Both the span wise fibers 230 and chord wise fibers 240 may be may be made of carbon, fiberglass, or other suitable composite material. The added plies may be located along full length of the blade, or their lengths may be optimized to reduce cost and weight. It shall be understood that both span wise 230 and chord wise 240 could be included in a single blade in one embodiment.

While the invention has been described in detail in connection with only a limited number of embodiments, it should be readily understood that the invention is not limited to such disclosed embodiments. Rather, the invention can be modified to incorporate any number of variations, alterations, substitutions or equivalent arrangements not heretofore described, but which are commensurate with the spirit and scope of the invention. Additionally, while various embodiments of the invention have been described, it is to be understood that aspects of the invention may include only some of the described embodiments. Accordingly, the invention is not to be seen as limited by the foregoing description, but is only limited by the scope of the appended claims.

Claims

1. A propeller blade comprising:

a foam core;

a structural layer formed of multiple layers that surrounds at least a portion of the foam core; and

at least one section of fibers formed separately from the structural layer located between two of the multiple layers.

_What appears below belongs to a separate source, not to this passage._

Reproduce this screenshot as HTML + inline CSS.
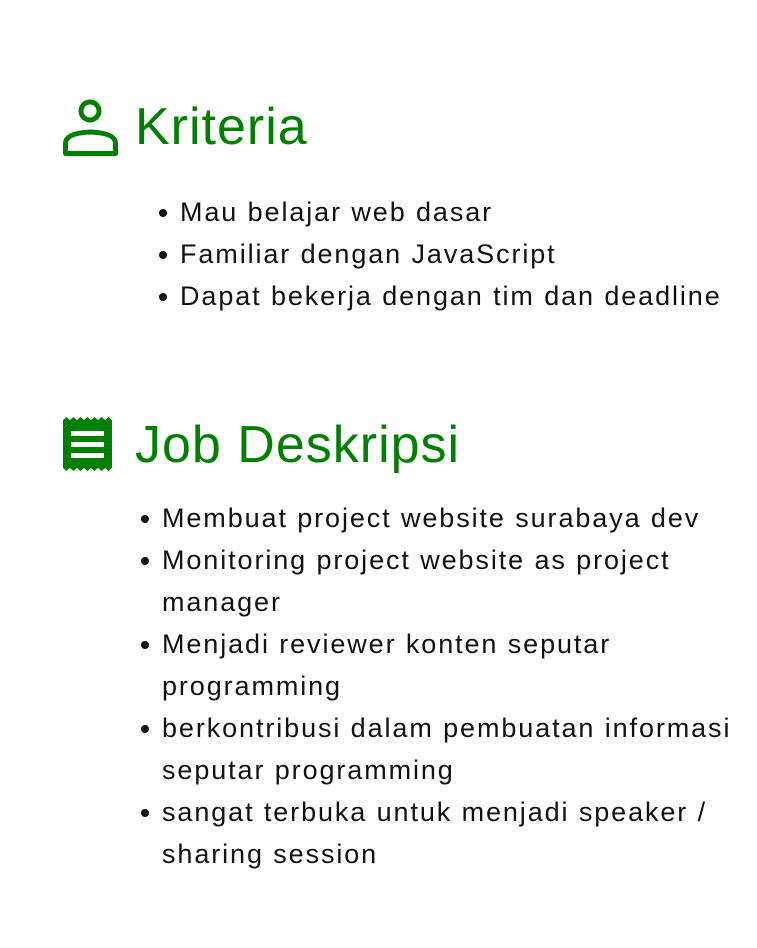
<!DOCTYPE html>
<html><head><style>
body{margin:0;width:757px;height:948px;background:#fff;position:relative;font-family:"Liberation Sans",sans-serif;overflow:hidden}
.h{position:absolute;left:135px;color:#008000;font-size:52px;letter-spacing:1px;line-height:52px;white-space:nowrap}
.l{position:absolute;font-size:27px;letter-spacing:1.9px;color:#111;white-space:nowrap;line-height:42px}
.l div{position:relative}
.l div:before{content:"";position:absolute;left:-21px;top:18px;width:8px;height:8px;border-radius:50%;background:#111}
</style></head><body>
<svg style="position:absolute;left:60px;top:96px" width="64" height="64" viewBox="60 96 64 64">
<circle cx="90" cy="111" r="9" fill="none" stroke="#008000" stroke-width="5"/>
<path d="M65.5 153.5 V143 Q66 133 90.5 132 Q115 133 115.5 143 V153.5 Z" fill="none" stroke="#008000" stroke-width="5" stroke-linejoin="round"/>
</svg>
<div class="h" style="top:101px">Kriteria</div>
<div class="l" style="left:180px;top:191px">
<div>Mau belajar web dasar</div>
<div>Familiar dengan JavaScript</div>
<div>Dapat bekerja dengan tim dan deadline</div>
</div>
<svg style="position:absolute;left:60px;top:414px" width="60" height="60" viewBox="60 414 60 60">
<path d="M63 420 l3.5 -3 3.5 3 3.5 -3 3.5 3 3.5 -3 3.5 3 3.5 -3 3.5 3 3.5 -3 3.5 3 3.5 -3 3.5 3 3.5 -3 3.5 3 V468 l-3.5 3 -3.5 -3 -3.5 3 -3.5 -3 -3.5 3 -3.5 -3 -3.5 3 -3.5 -3 -3.5 3 -3.5 -3 -3.5 3 -3.5 -3 -3.5 3 -3.5 -3 Z" fill="#008000"/>
<rect x="71" y="431" width="33" height="5" fill="#fff"/>
<rect x="71" y="442" width="33" height="5" fill="#fff"/>
<rect x="71" y="453" width="33" height="5" fill="#fff"/>
</svg>
<div class="h" style="top:419px">Job Deskripsi</div>
<div class="l" style="left:162px;top:497px">
<div>Membuat project website surabaya dev</div>
<div>Monitoring project website as project<br>manager</div>
<div>Menjadi reviewer konten seputar<br>programming</div>
<div>berkontribusi dalam pembuatan informasi<br>seputar programming</div>
<div>sangat terbuka untuk menjadi speaker /<br>sharing session</div>
</div>
</body></html>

2. The propeller blade of claim 1, wherein the fibers are contained in a fabric sheet.

3. The propeller blade of claim 2, wherein the fabric sheet is arranged such that the fibers extend in a span wise direction along the propeller blade.

4. The propeller blade of claim 2, wherein the fabric sheet is arranged such that the fibers extend in a chord wise direction along the propeller blade.

5. The propeller blade of claim 1, wherein the at least one section of fibers includes a first section and a second section and wherein the first section is arranged such that the fibers extend in a span wise direction along the propeller blade and the second section is arranged such that the fibers extend in a chord wise direction along the propeller blade.

6. The propeller blade of claim 1, further comprising:

a layer of fiberglass at least partially disposed between the foam core and the adhesive layer.

7. The propeller blade of claim 1, further comprising:

a root disposed within the structural layer at an end of the propeller blade.

8. The propeller blade of claim 1, wherein the foam core is formed of polyurethane foam, polyisocyanurate foam, or polymethacrylimide foam

9. The propeller blade of claim 1, wherein the structural layer is formed of a resin-impregnated fiber material.

10. The propeller blade of claim 1, wherein the structural layer is formed of a resin-impregnated braided carbon fiber sheet.

11. A method of forming a propeller blade comprising:

forming a foam core;

disposing a first layer of a structural layer over at least a portion of the foam core;

disposing a fabric sheet including directionally oriented fibers over the first layer; and

disposing a second layer of the structural layer of the fabric sheet and the first layer.

12. The method of claim 11, wherein the fabric sheet is disposed such that the fibers extend in the chord wise direction of the propeller blade.

13. The method of claim 11, wherein the fabric sheet is disposed such that the fibers extend in the span wise direction of the propeller blade.

14. The method of claim 11, further comprising:

disposing an additional fabric sheet such that is contained between two layers of the structural layer.

15. The method of claim 14, wherein the additional fabric sheet and the fabric sheet are disposed such that the fibers in both extend in the span wise direction of the propeller blade.

16. The method of claim 14, wherein the additional fabric sheet and the fabric sheet are disposed such that the fibers of one of them extend in the span wise direction of the propeller blade and the fibers of the other extend in the chord wise direction of the propeller blade.